(Records with interface code)
════════════════════

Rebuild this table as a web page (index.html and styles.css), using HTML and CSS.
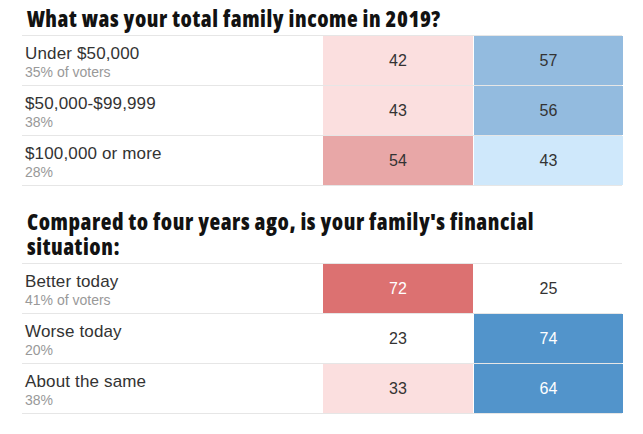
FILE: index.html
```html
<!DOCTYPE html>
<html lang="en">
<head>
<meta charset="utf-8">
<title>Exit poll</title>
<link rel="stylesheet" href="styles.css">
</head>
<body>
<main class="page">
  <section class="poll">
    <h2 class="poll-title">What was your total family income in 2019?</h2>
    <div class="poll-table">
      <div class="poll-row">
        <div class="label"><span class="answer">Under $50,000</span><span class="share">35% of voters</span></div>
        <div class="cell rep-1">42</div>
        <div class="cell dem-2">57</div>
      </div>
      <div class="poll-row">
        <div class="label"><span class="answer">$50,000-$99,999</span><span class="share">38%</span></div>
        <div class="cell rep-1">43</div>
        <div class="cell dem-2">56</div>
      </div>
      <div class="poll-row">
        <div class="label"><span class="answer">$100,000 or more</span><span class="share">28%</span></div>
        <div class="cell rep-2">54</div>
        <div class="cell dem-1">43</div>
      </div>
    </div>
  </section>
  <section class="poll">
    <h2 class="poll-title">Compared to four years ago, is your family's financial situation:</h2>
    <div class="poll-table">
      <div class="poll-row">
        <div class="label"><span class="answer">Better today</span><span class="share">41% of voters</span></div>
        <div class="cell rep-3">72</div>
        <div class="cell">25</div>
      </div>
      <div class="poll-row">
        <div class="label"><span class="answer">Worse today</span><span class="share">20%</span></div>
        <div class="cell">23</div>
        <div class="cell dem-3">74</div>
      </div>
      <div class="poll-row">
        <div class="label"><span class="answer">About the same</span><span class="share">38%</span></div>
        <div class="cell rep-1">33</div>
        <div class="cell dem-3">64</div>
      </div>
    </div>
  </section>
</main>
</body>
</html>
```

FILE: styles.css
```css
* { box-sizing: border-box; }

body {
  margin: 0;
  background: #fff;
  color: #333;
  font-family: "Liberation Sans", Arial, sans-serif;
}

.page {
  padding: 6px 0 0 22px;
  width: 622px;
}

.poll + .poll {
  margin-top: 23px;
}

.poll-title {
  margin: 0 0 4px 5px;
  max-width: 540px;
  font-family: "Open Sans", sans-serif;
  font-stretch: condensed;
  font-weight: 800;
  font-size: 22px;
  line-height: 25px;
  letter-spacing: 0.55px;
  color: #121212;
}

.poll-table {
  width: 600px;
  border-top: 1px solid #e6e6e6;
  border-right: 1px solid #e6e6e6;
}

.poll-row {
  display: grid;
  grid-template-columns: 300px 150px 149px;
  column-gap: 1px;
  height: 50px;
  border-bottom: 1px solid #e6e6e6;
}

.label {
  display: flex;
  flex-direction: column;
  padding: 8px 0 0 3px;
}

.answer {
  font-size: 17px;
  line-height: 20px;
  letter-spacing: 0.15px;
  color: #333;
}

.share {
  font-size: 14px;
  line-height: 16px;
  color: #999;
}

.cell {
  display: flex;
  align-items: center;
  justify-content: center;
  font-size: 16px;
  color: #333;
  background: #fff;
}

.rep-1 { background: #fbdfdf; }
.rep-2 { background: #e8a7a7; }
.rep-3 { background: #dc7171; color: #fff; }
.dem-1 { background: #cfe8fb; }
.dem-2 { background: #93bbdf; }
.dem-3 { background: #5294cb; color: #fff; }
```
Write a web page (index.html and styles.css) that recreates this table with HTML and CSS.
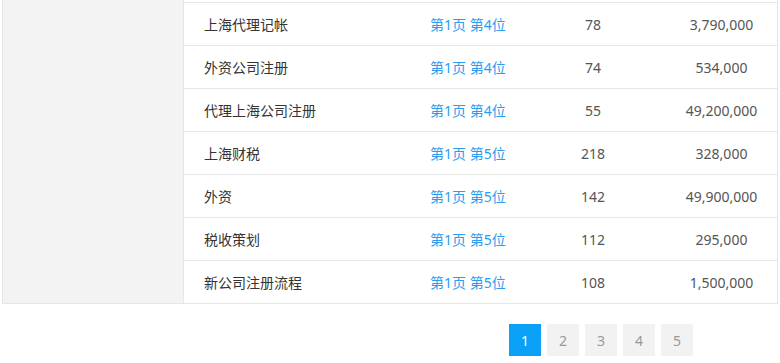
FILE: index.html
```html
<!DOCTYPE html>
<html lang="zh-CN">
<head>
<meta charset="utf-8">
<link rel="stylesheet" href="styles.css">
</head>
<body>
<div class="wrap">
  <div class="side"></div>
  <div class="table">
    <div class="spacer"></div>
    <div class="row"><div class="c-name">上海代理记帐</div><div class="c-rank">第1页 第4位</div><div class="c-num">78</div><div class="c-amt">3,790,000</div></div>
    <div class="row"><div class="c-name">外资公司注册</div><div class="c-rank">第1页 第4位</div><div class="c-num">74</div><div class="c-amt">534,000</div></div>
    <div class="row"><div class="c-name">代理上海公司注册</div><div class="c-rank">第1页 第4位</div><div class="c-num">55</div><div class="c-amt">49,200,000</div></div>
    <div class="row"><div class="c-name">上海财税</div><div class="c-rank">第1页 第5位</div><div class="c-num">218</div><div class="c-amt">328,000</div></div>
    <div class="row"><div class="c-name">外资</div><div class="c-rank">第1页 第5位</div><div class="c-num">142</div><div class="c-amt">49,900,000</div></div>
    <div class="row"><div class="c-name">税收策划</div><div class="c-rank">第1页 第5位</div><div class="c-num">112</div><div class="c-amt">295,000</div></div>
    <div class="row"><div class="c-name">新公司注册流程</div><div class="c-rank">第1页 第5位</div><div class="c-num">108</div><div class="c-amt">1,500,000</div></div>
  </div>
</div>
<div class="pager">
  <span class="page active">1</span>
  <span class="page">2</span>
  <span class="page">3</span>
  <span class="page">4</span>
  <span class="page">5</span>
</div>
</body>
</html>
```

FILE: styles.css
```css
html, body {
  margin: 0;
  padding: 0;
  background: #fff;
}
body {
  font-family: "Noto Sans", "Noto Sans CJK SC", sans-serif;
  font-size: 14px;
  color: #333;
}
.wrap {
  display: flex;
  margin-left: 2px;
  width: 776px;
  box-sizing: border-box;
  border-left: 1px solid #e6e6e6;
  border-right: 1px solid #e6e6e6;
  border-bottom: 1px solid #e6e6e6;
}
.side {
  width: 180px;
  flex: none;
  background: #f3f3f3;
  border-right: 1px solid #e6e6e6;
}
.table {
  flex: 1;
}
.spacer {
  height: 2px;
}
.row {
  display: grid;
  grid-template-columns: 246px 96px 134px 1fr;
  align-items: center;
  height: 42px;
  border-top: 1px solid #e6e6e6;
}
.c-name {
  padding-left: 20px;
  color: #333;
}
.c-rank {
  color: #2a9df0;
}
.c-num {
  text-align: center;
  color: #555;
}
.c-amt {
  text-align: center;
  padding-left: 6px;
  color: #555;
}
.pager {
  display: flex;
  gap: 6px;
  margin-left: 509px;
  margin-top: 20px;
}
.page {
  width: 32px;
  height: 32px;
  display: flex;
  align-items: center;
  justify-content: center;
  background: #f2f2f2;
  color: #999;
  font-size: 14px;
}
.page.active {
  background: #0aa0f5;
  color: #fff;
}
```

════════════════════

## Exercise brief
Except for the pictures, print the data above exactly.

## Solution for this problem
Rebuild this table as a web page (index.html and styles.css), using HTML and CSS.
FILE: index.html
```html
<!DOCTYPE html>
<html lang="en">
<head>
<meta charset="utf-8">
<title>Exit poll</title>
<link rel="stylesheet" href="styles.css">
</head>
<body>
<main class="page">
  <section class="poll">
    <h2 class="poll-title">What was your total family income in 2019?</h2>
    <div class="poll-table">
      <div class="poll-row">
        <div class="label"><span class="answer">Under $50,000</span><span class="share">35% of voters</span></div>
        <div class="cell rep-1">42</div>
        <div class="cell dem-2">57</div>
      </div>
      <div class="poll-row">
        <div class="label"><span class="answer">$50,000-$99,999</span><span class="share">38%</span></div>
        <div class="cell rep-1">43</div>
        <div class="cell dem-2">56</div>
      </div>
      <div class="poll-row">
        <div class="label"><span class="answer">$100,000 or more</span><span class="share">28%</span></div>
        <div class="cell rep-2">54</div>
        <div class="cell dem-1">43</div>
      </div>
    </div>
  </section>
  <section class="poll">
    <h2 class="poll-title">Compared to four years ago, is your family's financial situation:</h2>
    <div class="poll-table">
      <div class="poll-row">
        <div class="label"><span class="answer">Better today</span><span class="share">41% of voters</span></div>
        <div class="cell rep-3">72</div>
        <div class="cell">25</div>
      </div>
      <div class="poll-row">
        <div class="label"><span class="answer">Worse today</span><span class="share">20%</span></div>
        <div class="cell">23</div>
        <div class="cell dem-3">74</div>
      </div>
      <div class="poll-row">
        <div class="label"><span class="answer">About the same</span><span class="share">38%</span></div>
        <div class="cell rep-1">33</div>
        <div class="cell dem-3">64</div>
      </div>
    </div>
  </section>
</main>
</body>
</html>
```

FILE: styles.css
```css
* { box-sizing: border-box; }

body {
  margin: 0;
  background: #fff;
  color: #333;
  font-family: "Liberation Sans", Arial, sans-serif;
}

.page {
  padding: 6px 0 0 22px;
  width: 622px;
}

.poll + .poll {
  margin-top: 23px;
}

.poll-title {
  margin: 0 0 4px 5px;
  max-width: 540px;
  font-family: "Open Sans", sans-serif;
  font-stretch: condensed;
  font-weight: 800;
  font-size: 22px;
  line-height: 25px;
  letter-spacing: 0.55px;
  color: #121212;
}

.poll-table {
  width: 600px;
  border-top: 1px solid #e6e6e6;
  border-right: 1px solid #e6e6e6;
}

.poll-row {
  display: grid;
  grid-template-columns: 300px 150px 149px;
  column-gap: 1px;
  height: 50px;
  border-bottom: 1px solid #e6e6e6;
}

.label {
  display: flex;
  flex-direction: column;
  padding: 8px 0 0 3px;
}

.answer {
  font-size: 17px;
  line-height: 20px;
  letter-spacing: 0.15px;
  color: #333;
}

.share {
  font-size: 14px;
  line-height: 16px;
  color: #999;
}

.cell {
  display: flex;
  align-items: center;
  justify-content: center;
  font-size: 16px;
  color: #333;
  background: #fff;
}

.rep-1 { background: #fbdfdf; }
.rep-2 { background: #e8a7a7; }
.rep-3 { background: #dc7171; color: #fff; }
.dem-1 { background: #cfe8fb; }
.dem-2 { background: #93bbdf; }
.dem-3 { background: #5294cb; color: #fff; }
```
Write a web page (index.html and styles.css) that recreates this table with HTML and CSS.
FILE: index.html
```html
<!DOCTYPE html>
<html lang="zh-CN">
<head>
<meta charset="utf-8">
<link rel="stylesheet" href="styles.css">
</head>
<body>
<div class="wrap">
  <div class="side"></div>
  <div class="table">
    <div class="spacer"></div>
    <div class="row"><div class="c-name">上海代理记帐</div><div class="c-rank">第1页 第4位</div><div class="c-num">78</div><div class="c-amt">3,790,000</div></div>
    <div class="row"><div class="c-name">外资公司注册</div><div class="c-rank">第1页 第4位</div><div class="c-num">74</div><div class="c-amt">534,000</div></div>
    <div class="row"><div class="c-name">代理上海公司注册</div><div class="c-rank">第1页 第4位</div><div class="c-num">55</div><div class="c-amt">49,200,000</div></div>
    <div class="row"><div class="c-name">上海财税</div><div class="c-rank">第1页 第5位</div><div class="c-num">218</div><div class="c-amt">328,000</div></div>
    <div class="row"><div class="c-name">外资</div><div class="c-rank">第1页 第5位</div><div class="c-num">142</div><div class="c-amt">49,900,000</div></div>
    <div class="row"><div class="c-name">税收策划</div><div class="c-rank">第1页 第5位</div><div class="c-num">112</div><div class="c-amt">295,000</div></div>
    <div class="row"><div class="c-name">新公司注册流程</div><div class="c-rank">第1页 第5位</div><div class="c-num">108</div><div class="c-amt">1,500,000</div></div>
  </div>
</div>
<div class="pager">
  <span class="page active">1</span>
  <span class="page">2</span>
  <span class="page">3</span>
  <span class="page">4</span>
  <span class="page">5</span>
</div>
</body>
</html>
```

FILE: styles.css
```css
html, body {
  margin: 0;
  padding: 0;
  background: #fff;
}
body {
  font-family: "Noto Sans", "Noto Sans CJK SC", sans-serif;
  font-size: 14px;
  color: #333;
}
.wrap {
  display: flex;
  margin-left: 2px;
  width: 776px;
  box-sizing: border-box;
  border-left: 1px solid #e6e6e6;
  border-right: 1px solid #e6e6e6;
  border-bottom: 1px solid #e6e6e6;
}
.side {
  width: 180px;
  flex: none;
  background: #f3f3f3;
  border-right: 1px solid #e6e6e6;
}
.table {
  flex: 1;
}
.spacer {
  height: 2px;
}
.row {
  display: grid;
  grid-template-columns: 246px 96px 134px 1fr;
  align-items: center;
  height: 42px;
  border-top: 1px solid #e6e6e6;
}
.c-name {
  padding-left: 20px;
  color: #333;
}
.c-rank {
  color: #2a9df0;
}
.c-num {
  text-align: center;
  color: #555;
}
.c-amt {
  text-align: center;
  padding-left: 6px;
  color: #555;
}
.pager {
  display: flex;
  gap: 6px;
  margin-left: 509px;
  margin-top: 20px;
}
.page {
  width: 32px;
  height: 32px;
  display: flex;
  align-items: center;
  justify-content: center;
  background: #f2f2f2;
  color: #999;
  font-size: 14px;
}
.page.active {
  background: #0aa0f5;
  color: #fff;
}
```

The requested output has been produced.